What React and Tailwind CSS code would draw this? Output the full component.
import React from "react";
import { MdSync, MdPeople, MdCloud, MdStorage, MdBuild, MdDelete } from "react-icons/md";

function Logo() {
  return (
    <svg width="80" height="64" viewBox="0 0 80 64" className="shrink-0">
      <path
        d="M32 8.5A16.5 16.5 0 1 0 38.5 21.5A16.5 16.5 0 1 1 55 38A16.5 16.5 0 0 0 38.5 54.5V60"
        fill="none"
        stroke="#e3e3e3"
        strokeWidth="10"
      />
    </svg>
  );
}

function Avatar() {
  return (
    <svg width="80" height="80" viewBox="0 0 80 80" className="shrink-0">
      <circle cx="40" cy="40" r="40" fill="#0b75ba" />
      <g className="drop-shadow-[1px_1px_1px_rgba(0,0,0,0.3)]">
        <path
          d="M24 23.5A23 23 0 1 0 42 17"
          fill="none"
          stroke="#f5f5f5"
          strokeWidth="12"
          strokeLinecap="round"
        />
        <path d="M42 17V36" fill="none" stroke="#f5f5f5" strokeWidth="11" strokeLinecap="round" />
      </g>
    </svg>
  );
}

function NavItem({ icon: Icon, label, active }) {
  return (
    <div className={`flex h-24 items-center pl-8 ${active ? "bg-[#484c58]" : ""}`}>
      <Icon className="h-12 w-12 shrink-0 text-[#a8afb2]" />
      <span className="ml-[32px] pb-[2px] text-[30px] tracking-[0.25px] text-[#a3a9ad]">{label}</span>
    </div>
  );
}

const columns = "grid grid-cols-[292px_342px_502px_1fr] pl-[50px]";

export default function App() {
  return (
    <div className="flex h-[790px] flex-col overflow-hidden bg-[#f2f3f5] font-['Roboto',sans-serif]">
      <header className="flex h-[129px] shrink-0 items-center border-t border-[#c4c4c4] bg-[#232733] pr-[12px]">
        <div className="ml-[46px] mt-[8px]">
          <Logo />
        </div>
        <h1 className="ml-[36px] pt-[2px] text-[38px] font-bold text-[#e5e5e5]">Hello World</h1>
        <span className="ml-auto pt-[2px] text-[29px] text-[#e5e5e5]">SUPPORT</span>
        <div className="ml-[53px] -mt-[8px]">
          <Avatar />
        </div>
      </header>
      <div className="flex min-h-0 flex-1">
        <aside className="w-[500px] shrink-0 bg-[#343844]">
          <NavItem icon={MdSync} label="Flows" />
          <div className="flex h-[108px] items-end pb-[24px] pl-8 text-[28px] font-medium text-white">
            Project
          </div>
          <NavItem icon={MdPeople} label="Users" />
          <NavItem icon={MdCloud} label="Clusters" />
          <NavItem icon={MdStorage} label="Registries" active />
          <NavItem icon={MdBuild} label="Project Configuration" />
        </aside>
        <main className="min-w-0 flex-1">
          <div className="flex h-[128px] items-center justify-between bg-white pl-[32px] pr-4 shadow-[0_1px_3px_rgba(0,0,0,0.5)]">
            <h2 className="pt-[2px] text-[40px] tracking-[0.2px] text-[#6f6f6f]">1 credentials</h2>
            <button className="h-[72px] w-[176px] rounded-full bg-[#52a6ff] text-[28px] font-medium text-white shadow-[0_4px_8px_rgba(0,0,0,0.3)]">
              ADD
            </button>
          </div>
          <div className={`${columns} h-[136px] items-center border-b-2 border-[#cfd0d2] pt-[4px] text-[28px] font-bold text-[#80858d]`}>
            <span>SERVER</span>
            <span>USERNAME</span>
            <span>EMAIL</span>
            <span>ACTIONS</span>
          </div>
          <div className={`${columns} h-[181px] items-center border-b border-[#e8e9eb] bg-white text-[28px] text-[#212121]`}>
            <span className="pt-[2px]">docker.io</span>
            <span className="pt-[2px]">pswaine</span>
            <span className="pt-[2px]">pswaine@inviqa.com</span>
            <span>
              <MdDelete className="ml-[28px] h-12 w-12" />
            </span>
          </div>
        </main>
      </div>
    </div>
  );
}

• INSTRUCTIONS TO FOLLOW: Quote exactly the stretch of lines above that starts at the first one and ends at the line with "MdStorage, MdBuild, MdDelete", and nothing beyond it.

• FULL RESPONSE:
What React and Tailwind CSS code would draw this? Output the full component.
import React from "react";
import { MdSync, MdPeople, MdCloud, MdStorage, MdBuild, MdDelete } from "react-icons/md";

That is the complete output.